INTRODUCCION
Antaño, lo peor que podía sucederle a un individuo no era la muerte; este accidente, con ser grave, no se consideraba lo más funesto que podía caberle a uno en suerte. Vivir sin dignidad, ser deshonrado, o gozar de poca estima en la comunidad eran males mucho más temibles que el fallecimiento. Esto nos resulta extraño, habituados como estamos a comprobar la satisfacción de aquellos que viven en la deshonra, y la arrogancia con la que desafían la animadversión de las gentes, de la que incluso se ufanan.

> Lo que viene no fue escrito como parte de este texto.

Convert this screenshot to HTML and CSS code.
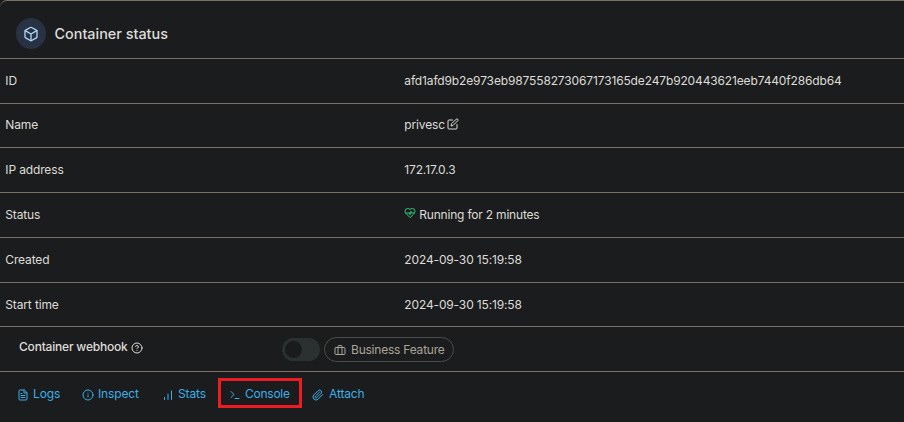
FILE: index.html
```html
<!DOCTYPE html>
<html lang="en">
<head>
<meta charset="utf-8">
<title>Container status</title>
<link rel="stylesheet" href="styles.css">
</head>
<body>
<section class="widget">
  <header class="widget-header">
    <span class="badge"><svg class="icon box" viewBox="0 0 24 24"><path d="M21 16V8a2 2 0 0 0-1-1.73l-7-4a2 2 0 0 0-2 0l-7 4A2 2 0 0 0 3 8v8a2 2 0 0 0 1 1.73l7 4a2 2 0 0 0 2 0l7-4A2 2 0 0 0 21 16z"/><path d="M3.3 7 12 12l8.700-5M12 22V12"/></svg></span>
    <h1 class="title">Container status</h1>
  </header>
  <dl class="details">
    <div class="row"><dt>ID</dt><dd class="hash">afd1afd9b2e973eb987558273067173165de247b920443621eeb7440f286db64</dd></div>
    <div class="row short name-row"><dt>Name</dt><dd><span class="name">privesc</span><svg class="icon edit" viewBox="0 0 24 24"><path d="M11 4H4a2 2 0 0 0-2 2v14a2 2 0 0 0 2 2h14a2 2 0 0 0 2-2v-7"/><path d="M18.500 2.500a2.121 2.121 0 0 1 3 3L12 15l-4 1 1-4z"/></svg></dd></div>
    <div class="row"><dt>IP address</dt><dd class="ip">172.17.0.3</dd></div>
    <div class="row"><dt>Status</dt><dd><svg class="icon heart" viewBox="0 0 24 24"><path d="M19 14c1.490-1.460 3-3.210 3-5.500A5.500 5.500 0 0 0 16.500 3c-1.760 0-3 .5-4.500 2-1.500-1.500-2.740-2-4.500-2A5.500 5.500 0 0 0 2 8.500c0 2.300 1.500 4.050 3 5.500l7 7z"/><path d="M3.220 12H9.500l.5-1 2 4.500 2-7 1.500 3.500h5.270"/></svg><span class="running">Running for 2 minutes</span></dd></div>
    <div class="row"><dt>Created</dt><dd class="date">2024-09-30 15:19:58</dd></div>
    <div class="row short"><dt>Start time</dt><dd class="date">2024-09-30 15:19:58</dd></div>
  </dl>
  <div class="webhook">
    <div class="webhook-label"><span class="webhook-text">Container webhook</span><svg class="icon help" viewBox="0 0 24 24"><circle cx="12" cy="12" r="10"/><path d="M9.090 9a3 3 0 0 1 5.830 1c0 2-3 3-3 3M12 17h.01"/></svg></div>
    <span class="switch"><span class="knob"></span></span>
    <span class="feature"><svg class="icon case" viewBox="0 0 24 24"><rect x="2" y="7" width="20" height="14" rx="2"/><path d="M16 21V5a2 2 0 0 0-2-2h-4a2 2 0 0 0-2 2v16"/></svg><span class="feature-text">Business Feature</span></span>
  </div>
  <nav class="links">
    <a class="link logs"><svg class="icon" viewBox="0 0 24 24"><path d="M14 2H6a2 2 0 0 0-2 2v16a2 2 0 0 0 2 2h12a2 2 0 0 0 2-2V8zM14 2v6h6M16 13H8M16 17H8M10 9H8"/></svg><span>Logs</span></a>
    <a class="link inspect"><svg class="icon" viewBox="0 0 24 24"><circle cx="12" cy="12" r="10"/><path d="M12 16v-4M12 8h.01"/></svg><span>Inspect</span></a>
    <a class="link stats"><svg class="icon" viewBox="0 0 24 24"><path d="M19 21V4M12 21V10M5 21v-4"/></svg><span>Stats</span></a>
    <a class="link console"><svg class="icon" viewBox="0 0 24 24"><path d="m4 17 6-6-6-6M12 19h8"/></svg><span>Console</span></a>
    <a class="link attach"><svg class="icon" viewBox="0 0 24 24"><path d="m21.440 11.050-9.190 9.190a6 6 0 0 1-8.490-8.490l8.570-8.570A4 4 0 1 1 18 8.840l-8.590 8.570a2 2 0 0 1-2.830-2.830l8.490-8.480"/></svg><span>Attach</span></a>
  </nav>
</section>
</body>
</html>
```
FILE: styles.css
```css
* { box-sizing: border-box; }

body {
  margin: 0;
  height: 422px;
  overflow: hidden;
  background: #1b1c1d;
  color: #dedcd8;
  font: 12px/18px Inter, "Liberation Sans", sans-serif;
  letter-spacing: -0.140px;
  white-space: nowrap;
}

.widget {
  height: 440px;
  margin-right: -10px;
  border: solid #7b7166;
  border-width: 1px 0 0;
  border-top-left-radius: 7px;
}

.icon {
  flex: none;
  width: 12px;
  height: 12px;
  fill: none;
  stroke: currentColor;
  stroke-width: 2;
  stroke-linecap: round;
  stroke-linejoin: round;
}

.widget-header {
  display: flex;
  align-items: center;
  height: 58px;
  padding: 7px 0 0 16px;
  border-bottom: 1px solid #7b7166;
}

.badge {
  display: grid;
  place-items: center;
  width: 30px;
  height: 31px;
  border-radius: 50%;
  background: #293242;
  color: #a9d8f8;
}

.box { width: 16px; height: 16px; margin-top: 1px; }

.title {
  margin: 1px 0 0 8.500px;
  font-size: 14.400px;
  font-weight: 500;
  letter-spacing: 0;
}

.details { margin: 0; }

.row {
  display: flex;
  align-items: center;
  height: 45px;
  padding-left: 5.300px;
  border-bottom: 1px solid #7b7166;
}

.short { height: 44px; }
.name-row { padding-bottom: 1px; }
.row dt { width: 399px; }
.row dd { display: flex; align-items: center; margin: 0; }
.edit { margin: -2px 0 0 2px; }
.heart { margin: -4px 3px 0 0; color: #2fc77d; }
.running { letter-spacing: -0.200px; }

.webhook {
  display: flex;
  align-items: center;
  height: 45px;
  padding-left: 19px;
  border-bottom: 1px solid #7b7166;
}

.webhook-label {
  display: flex;
  align-items: center;
  width: 263px;
  margin-top: -4px;
  font-weight: 500;
  letter-spacing: -0.200px;
}

.help { margin: 2px 0 0 3px; }

.switch {
  width: 38px;
  height: 23px;
  padding: 3px;
  border-radius: 12px;
  background: #2b3130;
}

.knob {
  display: block;
  width: 17px;
  height: 17px;
  border-radius: 50%;
  background: #191b1c;
}

.feature {
  display: flex;
  align-items: center;
  width: 130px;
  height: 25px;
  margin-left: 4px;
  padding: 1px 0 0 9px;
  border: 1px solid #4b4b4a;
  border-radius: 13px;
  color: #aaa498;
}

.feature-text { margin-left: 5px; letter-spacing: -0.220px; }

.links {
  display: flex;
  align-items: center;
  height: 43px;
  padding-left: 17px;
  color: #3caee6;
}

.link { display: flex; align-items: center; gap: 4px; }
.logs { width: 65px; }
.inspect { width: 80px; }
.stats { width: 56px; }
.link .icon { margin-top: 2px; }

.console {
  width: 84px;
  height: 30px;
  margin: 0 10px 2px 0;
  padding: 2px 0 0 8px;
  border: 3px solid #ed1c24;
  letter-spacing: -0.250px;
}

.attach { gap: 5px; }
```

Para nosotros no hay nada peor que la muerte y es ella lo más temido, porque la sociedad sólo conoce criterios de eficacia, es decir, criterios, en último término, económicos. Vivir es ahora un asunto sin relación alguna con la moral, a pesar de lo que predican los múltiples gerentes de la administración política. Sólo se considera vivo, es decir, individuo, a quien controla el poder económico, por canalla o rufián que sea. Y están muertos todos los restantes, o son, simplemente, masa.
EL LUGAR Y LA RUINA
El estado veneciano a comienzos del XVIII, o la Serenísima República, era, en términos administrativos, un archipiélago de colonias territoriales que hoy podríamos llamar "confederadas": Bassano, Crema, Peschiera, Treviso, Vicenza, Rovigno, Verona, Padua, Brescia, Bérgamo... Su frontera occidental llegaba hasta treinta kilómetros de Mil´´an, formando el conjunto de territorios llamados por los venecianos Terraferma; es decir, prolongación de la soberanía veneciana sobre la península italiana; denominación que por sí sola nos indica la existencia de una "nación" veneciana.